Por lo demás era un típico ‘gobierno a la italiana’, un popurrí de todos los partidos, para que todas las fuerzas políticas tuviesen su tajada. Había cuatro liberales de tres tendencias distintas, dos democristianos (el partido de la Iglesia), un nacionalista, un independiente y dos técnicos, dos militares prestigiosos para Guerra y Marina.

Con este botín en su bolsa, Mussolini le prometió al rey todo lo que el monarca deseaba escuchar. Que respetaría la democracia política y las libertades, que buscaría el consenso con todas las fuerzas políticas, incluidas el Partido Socialista y el Partido Comunista, y que se conformaría con un mandato corto. El primer gobierno fascista de la Historia tenía fecha de caducidad: el 31 de diciembre de 1923.

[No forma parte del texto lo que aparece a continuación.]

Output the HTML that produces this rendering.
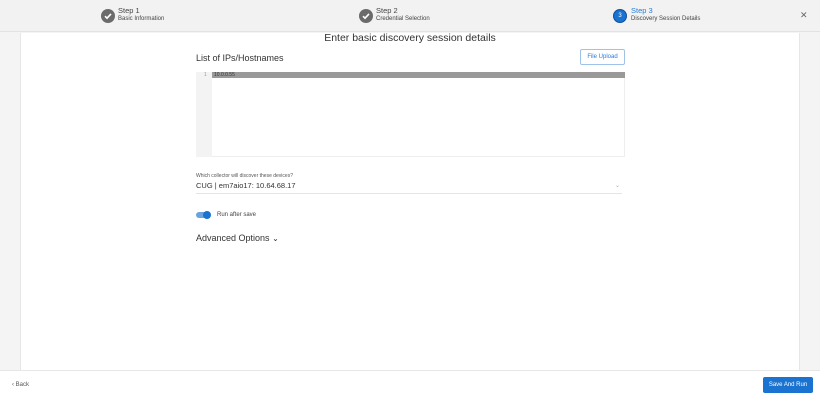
<!DOCTYPE html>
<html><head><style>
*{margin:0;padding:0;box-sizing:border-box}
body{width:820px;height:400px;position:relative;background:#f4f4f4;font-family:"Liberation Sans",sans-serif;color:#333;overflow:hidden}
.abs{position:absolute}
.hdr{left:0;top:0;width:820px;height:32px;background:#f2f2f2;border-bottom:1px solid #e2e2e2}
.chk{width:14px;height:14px;border-radius:50%;background:#6b6b6b}
.t1{font-size:7.5px;color:#444}
.t2{font-size:6px;color:#444}
.card{left:20px;top:33px;width:780px;height:337px;background:#fff;border-left:1px solid #e6e6e6;border-right:1px solid #e6e6e6}
.foot{left:0;top:370px;width:820px;height:30px;background:#fff;border-top:1px solid #e6e6e6}
</style></head><body>
<div class="abs hdr"></div>
<div class="abs chk" style="left:101px;top:9px"><svg width="14" height="14"><path d="M4 7.2l2 2 4-4.3" stroke="#fff" stroke-width="1.6" fill="none"/></svg></div>
<div class="abs t1" style="left:118px;top:6px">Step 1</div>
<div class="abs t2" style="left:118px;top:16px">Basic Information</div>
<div class="abs chk" style="left:359px;top:9px"><svg width="14" height="14"><path d="M4 7.2l2 2 4-4.3" stroke="#fff" stroke-width="1.6" fill="none"/></svg></div>
<div class="abs t1" style="left:376px;top:6px">Step 2</div>
<div class="abs t2" style="left:376px;top:16px">Credential Selection</div>
<div class="abs" style="left:613px;top:9px;width:14px;height:14px;border-radius:50%;background:#1a73d0;border:1px solid #0d4f9a;color:#fff;font-size:6px;text-align:center;line-height:12px">3</div>
<div class="abs t1" style="left:631px;top:6px;color:#2a7bd4">Step 3</div>
<div class="abs t2" style="left:631px;top:16px">Discovery Session Details</div>
<div class="abs" style="left:800px;top:10px;font-size:9px;color:#666">✕</div>
<div class="abs card"></div>
<div class="abs" style="left:0;top:32px;width:820px;text-align:center;font-size:10.5px;color:#333">Enter basic discovery session details</div>
<div class="abs" style="left:196px;top:53px;font-size:9px">List of IPs/Hostnames</div>
<div class="abs" style="left:580px;top:49px;width:45px;height:16px;border:1px solid #9fc2e8;border-radius:2px;font-size:6px;color:#2a7bd4;text-align:center;line-height:15px">File Upload</div>
<div class="abs" style="left:196px;top:72px;width:429px;height:85px;border:1px solid #eee;background:#fff"></div>
<div class="abs" style="left:196px;top:72px;width:16px;height:85px;background:#f3f3f3"></div>
<div class="abs" style="left:204px;top:72px;font-size:5px;color:#999">1</div>
<div class="abs" style="left:212px;top:72px;width:413px;height:6px;background:#999"></div>
<div class="abs" style="left:214px;top:72px;font-size:5px;color:#333;line-height:6px">10.0.0.55</div>
<div class="abs" style="left:196px;top:173px;font-size:5px;color:#555">Which collector will discover these devices?</div>
<div class="abs" style="left:196px;top:181px;font-size:7.5px;color:#333">CUG | em7aio17: 10.64.68.17</div>
<div class="abs" style="left:615px;top:182px;font-size:6px;color:#aaa">⌄</div>
<div class="abs" style="left:196px;top:193px;width:426px;height:1px;background:#e4e4e4"></div>
<div class="abs" style="left:196px;top:212px;width:14px;height:6px;border-radius:3px;background:#6aa3e0"></div>
<div class="abs" style="left:203px;top:211px;width:8px;height:8px;border-radius:50%;background:#1a73d0"></div>
<div class="abs" style="left:217px;top:212px;font-size:6px;color:#444">Run after save</div>
<div class="abs" style="left:196px;top:233px;font-size:9px;color:#333">Advanced Options <span style="font-size:8px">⌄</span></div>
<div class="abs foot"></div>
<div class="abs" style="left:12px;top:382px;font-size:6px;color:#555">‹ Back</div>
<div class="abs" style="left:763px;top:377px;width:50px;height:16px;background:#1a73d0;border-radius:2px;color:#fff;font-size:6px;text-align:center;line-height:17px">Save And Run</div>
</body></html>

Tras el biscotto (arreglo, en la jerga del fútbol italiano) con el rey, el gobierno de Mussolini tenía que pasar por la aprobación parlamentaria. Como casi todas las fuerzas representadas en la Asamblea de Diputados habían conseguido un ministerio, no hubo problemas: 306 votos a favor, 116 en contra y siete abstenciones. El fascismo, que aún no sabía nadie lo que significaba, llegó al poder con pleno respaldo democrático. El Senado lo refrendaría a continuación con mayoría aún más holgada.

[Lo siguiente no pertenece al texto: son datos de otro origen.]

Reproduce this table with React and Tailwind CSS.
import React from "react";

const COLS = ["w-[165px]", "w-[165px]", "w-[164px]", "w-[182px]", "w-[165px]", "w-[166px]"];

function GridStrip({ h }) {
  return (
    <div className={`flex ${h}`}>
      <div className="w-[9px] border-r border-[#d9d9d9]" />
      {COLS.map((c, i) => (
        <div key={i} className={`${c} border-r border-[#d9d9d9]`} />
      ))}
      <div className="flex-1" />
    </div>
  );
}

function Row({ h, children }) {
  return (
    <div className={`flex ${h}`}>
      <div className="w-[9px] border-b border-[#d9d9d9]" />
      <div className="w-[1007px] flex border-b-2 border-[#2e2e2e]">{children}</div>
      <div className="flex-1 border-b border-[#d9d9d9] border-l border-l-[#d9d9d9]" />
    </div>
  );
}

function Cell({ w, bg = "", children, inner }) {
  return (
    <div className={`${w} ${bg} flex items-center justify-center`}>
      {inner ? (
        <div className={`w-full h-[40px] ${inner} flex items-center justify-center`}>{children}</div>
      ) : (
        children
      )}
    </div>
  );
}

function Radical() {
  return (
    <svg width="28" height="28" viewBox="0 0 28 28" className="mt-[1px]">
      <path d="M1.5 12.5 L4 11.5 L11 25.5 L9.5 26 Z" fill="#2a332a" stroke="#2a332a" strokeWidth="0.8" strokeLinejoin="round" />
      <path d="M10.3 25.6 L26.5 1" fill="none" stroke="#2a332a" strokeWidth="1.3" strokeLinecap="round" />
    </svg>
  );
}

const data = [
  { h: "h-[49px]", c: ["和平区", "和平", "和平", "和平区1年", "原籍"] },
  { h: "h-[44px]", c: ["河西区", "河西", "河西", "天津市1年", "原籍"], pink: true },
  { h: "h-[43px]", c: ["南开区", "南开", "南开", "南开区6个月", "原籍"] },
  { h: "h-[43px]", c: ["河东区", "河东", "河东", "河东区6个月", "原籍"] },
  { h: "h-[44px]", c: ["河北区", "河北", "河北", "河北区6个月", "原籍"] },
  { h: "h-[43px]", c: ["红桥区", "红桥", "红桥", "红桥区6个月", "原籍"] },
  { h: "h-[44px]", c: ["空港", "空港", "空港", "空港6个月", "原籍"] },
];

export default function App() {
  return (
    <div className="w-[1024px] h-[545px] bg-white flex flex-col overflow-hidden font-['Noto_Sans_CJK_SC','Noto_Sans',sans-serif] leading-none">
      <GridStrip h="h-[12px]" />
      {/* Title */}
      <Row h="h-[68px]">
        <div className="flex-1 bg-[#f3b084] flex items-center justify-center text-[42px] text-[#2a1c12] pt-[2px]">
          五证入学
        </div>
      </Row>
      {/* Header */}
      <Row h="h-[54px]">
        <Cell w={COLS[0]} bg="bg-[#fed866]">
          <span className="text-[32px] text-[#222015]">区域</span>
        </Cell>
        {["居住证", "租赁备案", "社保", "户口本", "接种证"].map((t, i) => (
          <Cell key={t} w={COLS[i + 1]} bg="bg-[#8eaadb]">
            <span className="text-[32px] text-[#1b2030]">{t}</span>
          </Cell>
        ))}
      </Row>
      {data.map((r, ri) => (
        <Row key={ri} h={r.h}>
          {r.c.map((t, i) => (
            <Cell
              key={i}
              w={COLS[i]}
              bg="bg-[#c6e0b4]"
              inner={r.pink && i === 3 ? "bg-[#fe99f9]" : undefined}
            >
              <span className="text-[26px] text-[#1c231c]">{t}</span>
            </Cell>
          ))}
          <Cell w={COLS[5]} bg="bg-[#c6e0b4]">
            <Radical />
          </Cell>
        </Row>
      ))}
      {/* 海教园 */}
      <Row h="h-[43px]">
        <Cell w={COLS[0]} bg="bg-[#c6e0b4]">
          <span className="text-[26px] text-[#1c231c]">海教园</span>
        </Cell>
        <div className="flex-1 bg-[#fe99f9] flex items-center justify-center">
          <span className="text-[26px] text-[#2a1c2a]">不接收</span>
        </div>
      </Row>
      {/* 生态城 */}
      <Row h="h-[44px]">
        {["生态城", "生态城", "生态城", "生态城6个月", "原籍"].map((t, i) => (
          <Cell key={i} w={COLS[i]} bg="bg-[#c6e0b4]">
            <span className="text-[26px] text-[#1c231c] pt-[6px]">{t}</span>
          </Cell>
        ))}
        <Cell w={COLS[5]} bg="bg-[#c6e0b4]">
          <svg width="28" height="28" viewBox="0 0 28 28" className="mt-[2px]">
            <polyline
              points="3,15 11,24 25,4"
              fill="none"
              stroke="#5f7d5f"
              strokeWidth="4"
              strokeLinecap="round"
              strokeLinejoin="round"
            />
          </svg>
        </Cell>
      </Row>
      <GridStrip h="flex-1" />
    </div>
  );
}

A principios de abril de 1924 Mussolini cumplió su compromiso con el rey de un gobierno de corta duración, se sometió a las elecciones. Previamente había introducido una reforma del sistema electoral que le favorecía, aunque la mejora que había conseguido en la economía y las medidas sociales ya le habían hecho popular entre los italianos. Obtuvo una victoria aplastante, 275 diputados frente a 165 de la oposición.

El líder socialista Matteoti le acusó de haber manipulado las elecciones, y un grupo de fascistas incontrolados lo secuestró y lo asesinó. No había sido por orden del Duce, pero Mussolini lo asumiría. «Si el fascismo es una asociación de malhechores, el jefe soy yo», dijo, y al año siguiente implantó la dictadura.